Todavía hoy más de un jefe de Estado se presenta en público bajo la sombra tutelar de las alas de dios. Por ser «el enviado de Mahoma», uno desafía en vano a un imperio que abate sus bravuconadas a punta de misilazos y de rayos láser. Otro cree descubrir en el cristianismo al abracadabra para revivificar su mesianismo gastado. Un tercero anatematiza desde las matemáticas modernas hasta los bluejeans en nombre del meditabundo profeta que murió hace mil trescientos cincuenta y cuatro años. Y es que ninguno de los gobernantes que ha querido imponer su personalísima voluntad prefectoral a sus ciudadanos ha podido declarar impunemente, como Luis XIV, «El Estado soy yo», sin verse obligado, también como el protocolario soberano, a compararse con Júpiter y vanagloriarse de que su frente está adornada por un rayo. Los treinta arcontes que tiranizaron a Atenas no dejaron de proclamar en sus bandos algún grado de consanguinidad con el Olimpo. Tampoco cada uno de los treinta emperadores que acogotaron a Roma durante medio siglo prolongando la pavorosa dictadura de Heliogábalo. Nadie, sin embargo, pudo acusarlos de intentar engañar de manera deliberada a la plebe. En aquellos tiempos la supersticiosa mayoría vivía con la certeza de que los dioses descendían del cielo a pasar temporadas al lado de los hombres y rivalizar con ellos en hazañas.

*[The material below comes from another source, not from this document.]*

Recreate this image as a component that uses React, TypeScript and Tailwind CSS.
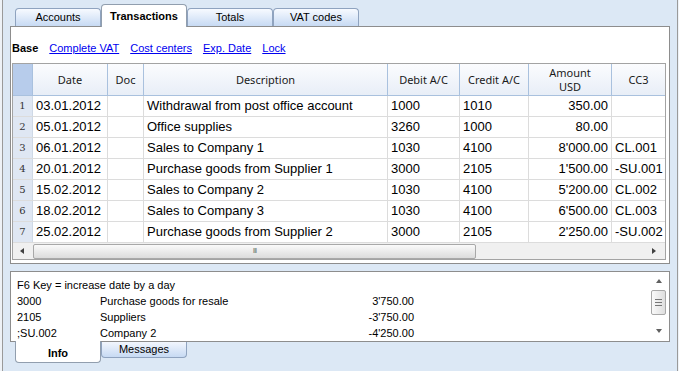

Bastaron unos cuantos siglos para que las candorosas criaturas de la Creación creyeran en lo contrario. En la Europa inquisitorial, uno de cada tres habitantes sucumbió en la hoguera, víctima de la peste negra o de los juicios de Dios que determinaron que el demonio habitaba dentro de su cuerpo. En ningún otro período de la historia se parecieron tanto los monarcas europeos a nuestros sátrapas como en ese. Por entonces, Pedro I de Portugal se gana la reputación de cruel cuando tortura a dos de los asesinos de su amante y estando todavía vivos les arranca el corazón y lo devora. Luego hace desenterrar el cadáver de su amada, lo viste y lo sienta en el trono y obliga a la nobleza a que le rinda el ceremonial del besamano a los restos gusarapientos. Pedro I de Castilla manda freír vivos en aceite crujiente a los vencidos en la campaña de Toledo. Manuel el Afortunado de Portugal padece de una melomanía tan extrema que ordena tocar música a toda hora, y recorre las calles precedido por cuatro elefantes y acompañado de flautistas y timbaleros y la traílla de sus cinco mil cortesanos. Carlos V de Alemania exige que sus funerales se celebren en su presencia y gasta días y noches enteros en la febril obsesión de desarmar y volver a armar los relojes de sus colecciones. Sebastián de Portugal tenía tan llena la cabeza de libros de caballería que no cesaba de trazar planes para reconquistar a Constantinopla y el Santo Sepulcro. Alfonso VI de Portugal, un displástico obeso y sudoroso, sufre la manía de no permitir que ningún hombre fuera de él roce tan siquiera a su esposa. El día de la ceremonia matrimonial ordena que el lugar de su mujer sea ocupado por un tío de ella para evitar que sea tocada por otro. Entonces el ritual se lleva a cabo entre dos barones, que reciben la bendición nupcial y se ven obligados a cambiar de anillos de manera simbólica. En pleno siglo XIX, en Austria, gobierna durante catorce años Francisco II. Su mayor diversión consistía en atrapar moscas o llevar con el mayor escrúpulo un registro —que todavía hoy se guarda— de los coches que pasaban por debajo de su ventana en Schonbrunn.